Output Modes: Push-Pull and Open-Drain

A "push-pull" output configuration(shown above) uses two transistors, one NPN and one PNP, to drive the output pin. When the NPN transistor is turned on, it "pushes" the output pin to the supply voltage, VCC. When the PNP transistor is turned on, it "pulls" the output pin to GND, usually 0V. This allows the output pin to be driven to high and low voltage levels, making it a bidirectional output.

On the other hand, an "open-drain"(shown above) output configuration uses only a single NMOS transistor to drive the output pin. When the transistor is turned on, it "drains" the current from the output pin, pulling it to a low voltage level. When the transistor is turned off, the output pin is "open" and is in a high-impedance state, meaning it is effectively disconnected from the circuit.

Memory VS Port-Mapped I/O

Memory-mapped and port-mapped I/O are two different approaches to accessing and controlling IO devices connected to the GPIO of MCUs.

In "memory-mapped I/O," the I/O devices are connected to the MCUs memory bus and are accessed using memory addresses.
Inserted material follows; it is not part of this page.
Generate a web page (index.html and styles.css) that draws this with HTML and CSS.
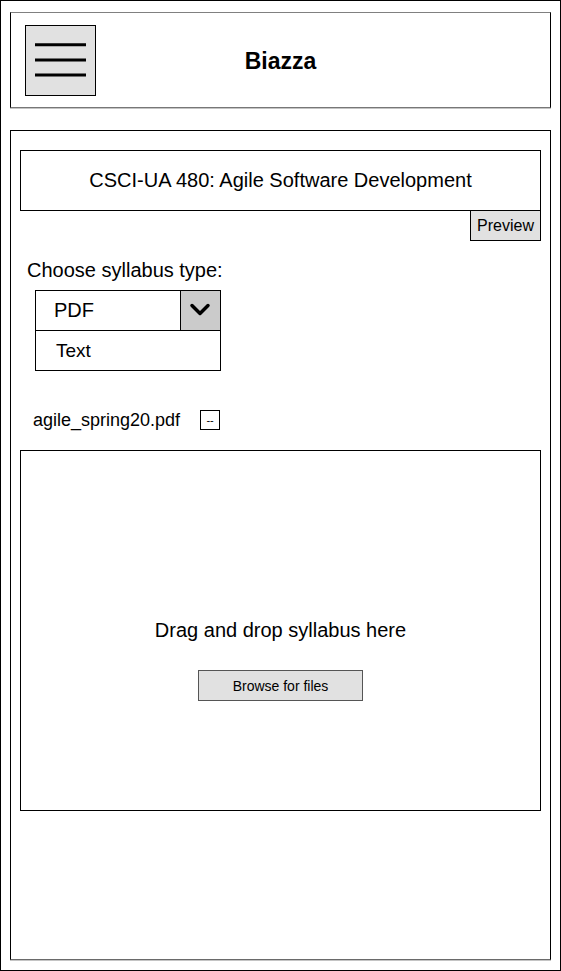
FILE: index.html
```html
<!DOCTYPE html>
<html lang="en">
<head>
<meta charset="utf-8">
<title>Biazza</title>
<link rel="stylesheet" href="styles.css">
</head>
<body>
<div class="frame">
  <header class="topbar">
    <button class="menu-btn" aria-label="Menu">
      <svg width="69" height="69" viewBox="0 0 69 69">
        <line x1="9" y1="18.8" x2="60" y2="18.8" stroke="#000" stroke-width="3"/>
        <line x1="9" y1="34" x2="60" y2="34" stroke="#000" stroke-width="3"/>
        <line x1="9" y1="49" x2="60" y2="49" stroke="#000" stroke-width="3"/>
      </svg>
    </button>
    <h1 class="brand">Biazza</h1>
    <span class="spacer"></span>
  </header>
  <main class="panel">
    <div class="course-title">CSCI-UA 480: Agile Software Development</div>
    <button class="preview-btn">Preview</button>
    <p class="label">Choose syllabus type:</p>
    <div class="select">
      <div class="select-row selected">
        <span class="opt opt-pdf">PDF</span>
        <span class="caret">
          <svg width="39" height="38" viewBox="0 0 39 38">
            <polyline points="11,14.5 19,22.5 27,14.5" fill="none" stroke="#000" stroke-width="3.5" stroke-linecap="round" stroke-linejoin="round"/>
          </svg>
        </span>
      </div>
      <div class="select-row">
        <span class="opt opt-text">Text</span>
      </div>
    </div>
    <div class="file-row">
      <span class="file-name">agile_spring20.pdf</span>
      <button class="remove-btn">--</button>
    </div>
    <div class="dropzone">
      <p class="drop-text">Drag and drop syllabus here</p>
      <button class="browse-btn">Browse for files</button>
    </div>
  </main>
</div>
</body>
</html>
```
FILE: styles.css
```css
html, body {
  margin: 0;
  padding: 0;
  background: #fff;
}

body {
  font-family: "Liberation Sans", Arial, sans-serif;
  color: #000;
}

.frame {
  width: 561px;
  height: 971px;
  box-sizing: border-box;
  border: 1px solid #000;
  padding: 11px 9px 10px;
  display: flex;
  flex-direction: column;
}

.topbar {
  height: 96px;
  box-sizing: border-box;
  border: 1px solid #000;
  border-top-color: #808080;
  border-bottom-color: #777;
  box-shadow: 0 1px 0 #c4c4c4;
  display: grid;
  grid-template-columns: 1fr auto 1fr;
  align-items: center;
  flex: none;
}

.menu-btn {
  width: 71px;
  height: 71px;
  box-sizing: border-box;
  border: 1px solid #000;
  background: #e1e1e1;
  padding: 0;
  margin: 0 0 0 14px;
  display: block;
  justify-self: start;
}

.menu-btn svg {
  display: block;
}

.brand {
  margin: 2px 0 0;
  font-size: 23px;
  font-weight: 700;
  line-height: 26px;
}

.panel {
  flex: 1;
  margin-top: 22px;
  box-sizing: border-box;
  border: 1px solid #000;
  border-bottom-color: #6a6a6a;
  box-shadow: 0 1px 0 #c4c4c4;
  padding: 19px 9px 0;
  display: flex;
  flex-direction: column;
}

.course-title {
  height: 61px;
  box-sizing: border-box;
  border: 1px solid #000;
  display: flex;
  align-items: center;
  justify-content: center;
  font-size: 20px;
}

.preview-btn {
  align-self: flex-end;
  width: 71px;
  height: 31px;
  margin-top: -1px;
  box-sizing: border-box;
  border: 1px solid #000;
  background: #e1e1e1;
  font-family: inherit;
  font-size: 16px;
  color: #000;
  padding: 0;
}

.label {
  margin: 18px 0 0 7px;
  font-size: 20px;
  line-height: 23px;
}

.select {
  margin: 8px 0 0 15px;
  width: 186px;
  box-sizing: border-box;
  border: 1px solid #000;
}

.select-row {
  display: flex;
  align-items: center;
  height: 39px;
  box-sizing: border-box;
}

.select-row.selected {
  height: 40px;
  border-bottom: 1px solid #000;
}

.opt {
  font-size: 19px;
}

.opt-pdf {
  padding-left: 18px;
  font-size: 20px;
}

.opt-text {
  padding-left: 20px;
}

.caret {
  margin-left: auto;
  width: 40px;
  height: 100%;
  box-sizing: border-box;
  border-left: 1px solid #000;
  background: #cbcbcb;
  display: block;
}

.caret svg {
  display: block;
}

.file-row {
  display: flex;
  align-items: center;
  gap: 20px;
  margin-top: 39px;
  padding-left: 13px;
  height: 20px;
}

.file-name {
  font-size: 18px;
}

.remove-btn {
  width: 20px;
  height: 20px;
  box-sizing: border-box;
  border: 1px solid #000;
  background: #fff;
  font-family: inherit;
  font-size: 11px;
  line-height: 1;
  color: #000;
  padding: 0;
}

.dropzone {
  margin-top: 20px;
  height: 361px;
  box-sizing: border-box;
  border: 1px solid #000;
  display: flex;
  flex-direction: column;
  align-items: center;
  padding-top: 168px;
}

.drop-text {
  margin: 0;
  font-size: 20px;
  line-height: 23px;
}

.browse-btn {
  margin-top: 28px;
  width: 165px;
  height: 31px;
  box-sizing: border-box;
  border: 1px solid #555;
  background: #e1e1e1;
  font-family: inherit;
  font-size: 14px;
  color: #000;
  padding: 0;
}
```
This means that the I/O devices are mapped to the address space of the MCU and are treated as if they were part of the MCU and can be read from and written to using the same instructions used to access memory. This approach allows for easy integration of I/O devices into the MCU architecture and eliminates the need for special I/O instructions.

On the other hand, "port-mapped I/O" uses separate addresses for input and output operations; the I/O devices are connected to the MCU through a separate I/O bus and are accessed using special I/O instructions. This approach allows for more direct control over the I/O devices and can be faster than memory-mapped I/O at the expense of the overall MCU architecture complexity.

In ARM Cortex-M processors, memory-mapped I/O is used for accessing and controlling peripheral devices such as GPIO, timers, serial ports, and ADCs. These peripheral devices are mapped to specific memory addresses, which can be accessed using load and store instructions like regular memory.

In the upcoming sections, I will dive into bare metal programming properly and demonstrate the process of developing drivers for GPIO and other onboard peripherals from scratch using the information from the reference manual of the board or MCU.

Further reading

  • Yifeng Zhu (2018). Embedded systems with ARM Cortex-M microcontrollers in assembly language and C. Ballston Spa, Ny: E-Man Press Llc.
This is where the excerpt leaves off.